Third, the effect extends to the full and absolute control of the banking system.

If we focus on the case of Cyprus we draw the conclusion that according to the Memorandum it is called upon to implement a number of targets and challenges, whilst at the same time Cyprus is deprived of important tools to fulfil them.

At the same time, if we assess the granting of powers to the European Commission, we will conclude that this is not accompanied by the implementation of a policy that will cover the needs and strengthen each country’s productive possibilities. On the contrary, countries remain unbalanced and unequal in their development, given that there are also bigger deficits in the technological differences between countries, resulting in pressure being focused on wages. However, as long as continuous reductions and cuts are being imposed, so will the vicious circle of “austerity-recession-expansion of the competitive deficit” be enhanced.
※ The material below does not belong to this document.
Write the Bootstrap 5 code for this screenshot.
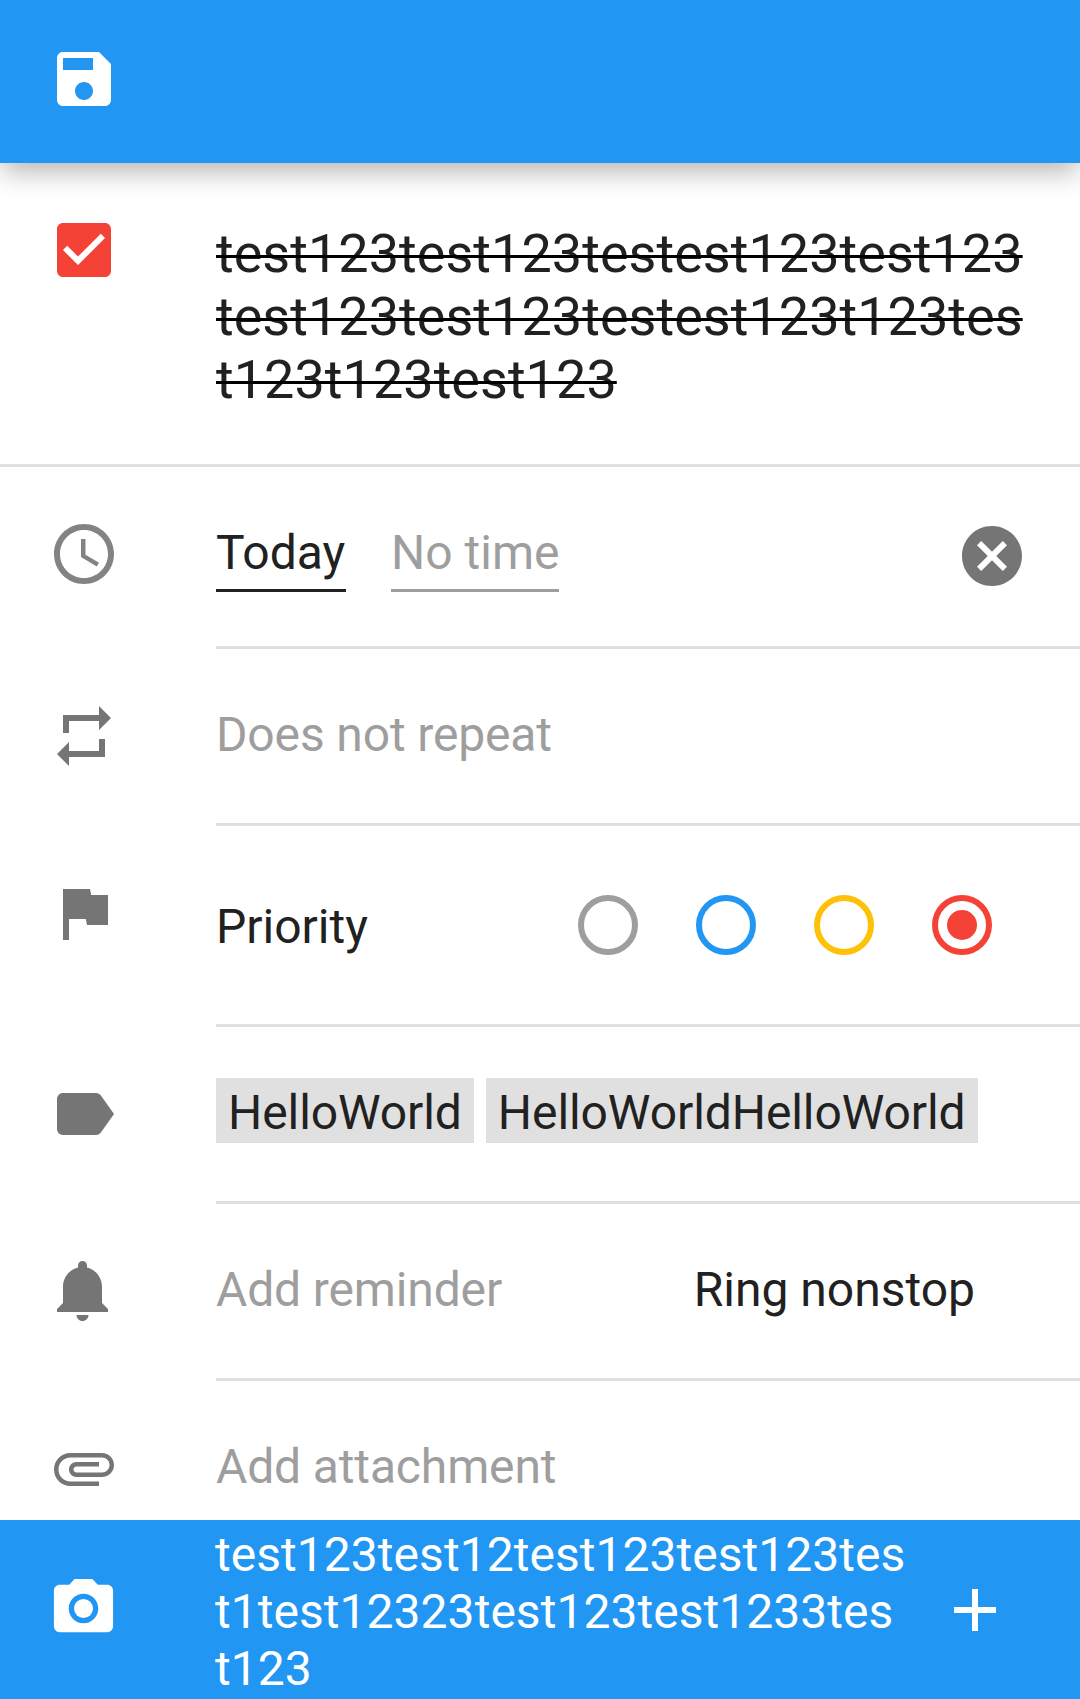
<!DOCTYPE html>
<html lang="en">
<head>
<meta charset="utf-8">
<meta name="viewport" content="width=device-width, initial-scale=1">
<title>Edit task</title>
<link href="https://cdn.jsdelivr.net/npm/bootstrap@5.3.0/dist/css/bootstrap.min.css" rel="stylesheet">
<style>
  body { font-family: Roboto, "Liberation Sans", sans-serif; font-size: 48px; line-height: 57px; color: #212121; background: #fff; }
  .screen { height: 1699px; }
  .ico { width: 72px; height: 72px; fill: currentColor; flex: none; display: block; }
  .app-bar { height: 163px; padding: 43px 48px 0; background: #2196f3; box-shadow: 0 10px 26px -2px rgba(0,0,0,.3); z-index: 2; }
  .task-head { height: 304px; padding: 51px 48px 0; border-bottom: 3px solid #e0e0e0; }
  .task-title { margin: 8px 0 0 96px; font-size: 54px; line-height: 63px; font-weight: 400; white-space: nowrap; letter-spacing: .03px; }
  /* the larger outer size lowers the strike line slightly */
  .struck { font-size: 56px; line-height: 1; text-decoration: line-through #000 3px; }
  .struck > span { font-size: 54px; line-height: 63px; }
  .field { padding-left: 48px; color: #757575; }
  .field > .ico { margin-top: 51px; }
  .field-body { margin-left: 96px; border-bottom: 3px solid #e0e0e0; color: #212121; }
  .hint { color: #9e9e9e; }
  .snug { letter-spacing: -.14px; }
  .red { color: #f44336; }
  .f-date { height: 182px; }
  .f-date .field-body { padding: 57px 52px 0 0; gap: 45px; }
  .f-date .field-body .ico { color: #757575; margin-top: -4px; }
  .pick { height: 68px; min-width: 130px; border-bottom: 3px solid currentColor; }
  .f-repeat { height: 177px; }
  .f-repeat .field-body { padding-top: 57px; }
  .f-prio { height: 201px; }
  .f-prio .field-body { padding: 72px 88px 0 0; }
  .prio-set { gap: 58px; margin-top: -3px; }
  .dot-pick { width: 60px; height: 60px; border: 6px solid; border-radius: 50%; }
  .dot-pick i { width: 30px; height: 30px; border-radius: 50%; background: currentColor; }
  .dot-none { color: #9e9e9e; }
  .dot-low { color: #2196f3; }
  .dot-mid { color: #ffc107; }
  .f-tags { height: 177px; }
  .f-tags .field-body { padding-top: 51px; gap: 12px; }
  .tag { height: 65px; padding: 6px 12px 0; background: #e0e0e0; letter-spacing: -.08px; }
  .f-rem { height: 177px; }
  .f-rem .field-body { padding: 57px 105px 0 0; }
  .f-att { height: 139px; }
  .f-att .field-body { padding-top: 57px; border: 0; }
  .comment-bar { height: 179px; background: #2196f3; color: #fff; padding: 6px 69px 0 48px; }
  .comment-bar .ico { margin-top: 48px; }
  .comment-bar .ico-cam { width: 71px; height: 71px; margin: 47.4px 1px 0 0; }
  .comment-text { margin-left: 95px; white-space: nowrap; letter-spacing: .04px; }
</style>
<script src="https://cdn.jsdelivr.net/npm/bootstrap@5.3.0/dist/js/bootstrap.bundle.min.js"></script>
</head>
<body>
<div class="screen d-flex flex-column overflow-hidden">
  <header class="app-bar d-flex align-items-start position-relative text-white">
    <svg class="ico" viewBox="0 0 24 24"><path d="M17 3H5c-1.110 0-2 .9-2 2v14c0 1.100.89 2 2 2h14c1.100 0 2-.9 2-2V7l-4-4zm-5 16c-1.660 0-3-1.340-3-3s1.340-3 3-3 3 1.340 3 3-1.340 3-3 3zm3-10H5V5h10v4z"/></svg>
  </header>

  <section class="task-head d-flex align-items-start">
    <svg class="ico red" viewBox="0 0 24 24"><path d="M19 3H5c-1.110 0-2 .9-2 2v14c0 1.100.89 2 2 2h14c1.110 0 2-.9 2-2V5c0-1.100-.89-2-2-2zm-9 14l-5-5 1.410-1.410L10 14.170l7.590-7.590L19 8l-9 9z"/></svg>
    <h1 class="task-title"><span class="struck"><span>test123test123testest123test123<br>test123test123testest123t123tes<br>t123t123test123</span></span></h1>
  </section>

  <main>
    <div class="field f-date d-flex align-items-start">
      <svg class="ico" viewBox="0 0 24 24"><path fill-opacity=".9" d="M11.990 2C6.470 2 2 6.480 2 12s4.470 10 9.990 10C17.520 22 22 17.520 22 12S17.520 2 11.990 2zM12 20c-4.420 0-8-3.580-8-8s3.580-8 8-8 8 3.580 8 8-3.580 8-8 8zm.5-13H11v6l5.250 3.150.75-1.230-4.500-2.670z"/></svg>
      <div class="field-body d-flex align-items-start flex-grow-1 h-100">
        <span class="pick">Today</span>
        <span class="pick hint">No time</span>
        <svg class="ico ms-auto" viewBox="0 0 24 24"><path d="M12 2C6.470 2 2 6.470 2 12s4.470 10 10 10 10-4.470 10-10S17.530 2 12 2zm5 13.590L15.590 17 12 13.410 8.410 17 7 15.590 10.590 12 7 8.410 8.410 7 12 10.590 15.590 7 17 8.410 13.410 12 17 15.590z"/></svg>
      </div>
    </div>

    <div class="field f-repeat d-flex align-items-start">
      <svg class="ico" viewBox="0 0 24 24"><path d="M7 7h10v3l4-4-4-4v3H5v6h2V7zm10 10H7v-3l-4 4 4 4v-3h12v-6h-2v4z"/></svg>
      <div class="field-body flex-grow-1 h-100 hint snug">Does not repeat</div>
    </div>

    <div class="field f-prio d-flex align-items-start">
      <svg class="ico" viewBox="0 0 24 24"><path d="M14.400 6L14 4H5v17h2v-7h5.600l.4 2h7V6z"/></svg>
      <div class="field-body d-flex align-items-start flex-grow-1 h-100">
        <span>Priority</span>
        <div class="prio-set d-flex ms-auto">
          <span class="dot-pick dot-none"></span>
          <span class="dot-pick dot-low"></span>
          <span class="dot-pick dot-mid"></span>
          <span class="dot-pick red d-flex align-items-center justify-content-center"><i></i></span>
        </div>
      </div>
    </div>

    <div class="field f-tags d-flex align-items-start">
      <svg class="ico" viewBox="0 0 24 24"><path d="M17.630 5.840C17.270 5.330 16.670 5 16 5L5 5.010C3.900 5.010 3 5.900 3 7v10c0 1.100.9 1.990 2 1.990L16 19c.67 0 1.270-.33 1.630-.84L22 12l-4.370-6.160z"/></svg>
      <div class="field-body d-flex align-items-start flex-grow-1 h-100">
        <span class="tag">HelloWorld</span>
        <span class="tag">HelloWorldHelloWorld</span>
      </div>
    </div>

    <div class="field f-rem d-flex align-items-start">
      <svg class="ico" viewBox="0 0 24 24"><path d="M11.500 22c1.100 0 2-.9 2-2h-4c0 1.100.9 2 2 2zm6.500-6v-5.500c0-3.070-2.130-5.640-5-6.320V3.500c0-.83-.67-1.500-1.500-1.500S10 2.670 10 3.500v.68c-2.870.68-5 3.250-5 6.320V16l-2 2v1h17v-1l-2-2z"/></svg>
      <div class="field-body d-flex align-items-start justify-content-between flex-grow-1 h-100">
        <span class="hint snug">Add reminder</span>
        <span>Ring nonstop</span>
      </div>
    </div>

    <div class="field f-att d-flex align-items-start">
      <svg class="ico" viewBox="0 0 24 24"><path d="M7.500 18C4.460 18 2 15.540 2 12.500S4.460 7 7.500 7H18c2.210 0 4 1.790 4 4s-1.790 4-4 4H9.500C8.120 15 7 13.880 7 12.500S8.120 10 9.500 10H17v1.500H9.500c-.55 0-1 .45-1 1s.45 1 1 1H18c1.380 0 2.500-1.120 2.500-2.500S19.380 8.500 18 8.500H7.500c-2.210 0-4 1.790-4 4s1.790 4 4 4H17V18H7.500z"/></svg>
      <div class="field-body flex-grow-1 h-100 hint snug">Add attachment</div>
    </div>
  </main>

  <footer class="comment-bar d-flex align-items-start">
    <svg class="ico ico-cam" viewBox="0 0 24 24"><circle cx="12" cy="12" r="3.200"/><path d="M9 2L7.170 4H4c-1.100 0-2 .9-2 2v12c0 1.100.9 2 2 2h16c1.100 0 2-.9 2-2V6c0-1.100-.9-2-2-2h-3.170L15 2H9zm3 15c-2.760 0-5-2.240-5-5s2.240-5 5-5 5 2.240 5 5-2.240 5-5 5z"/></svg>
    <div class="comment-text">test123test12test123test123tes<br>t1test12323test123test1233tes<br>t123</div>
    <svg class="ico ms-auto" viewBox="0 0 24 24"><path d="M19 13h-6v6h-2v-6H5v-2h6V5h2v6h6v2z"/></svg>
  </footer>
</div>
</body>
</html>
We can for sure conclude that such a transfer of the economic independence of member states to the EU deepens and intensifies the dependence of states on the decisions of the leaders of the powerful Eurozone member countries. However, on this issue, I can only say that today we must assess whether these decisions are now taken according to the overall interests of the Eurozone or are taken purely to serve national objectives/interests.

In conclusion, I reiterate that all I have said outline the framework and if you like, the framework Cyprus is called upon to overcome, or at least attempt to overcome its current problems.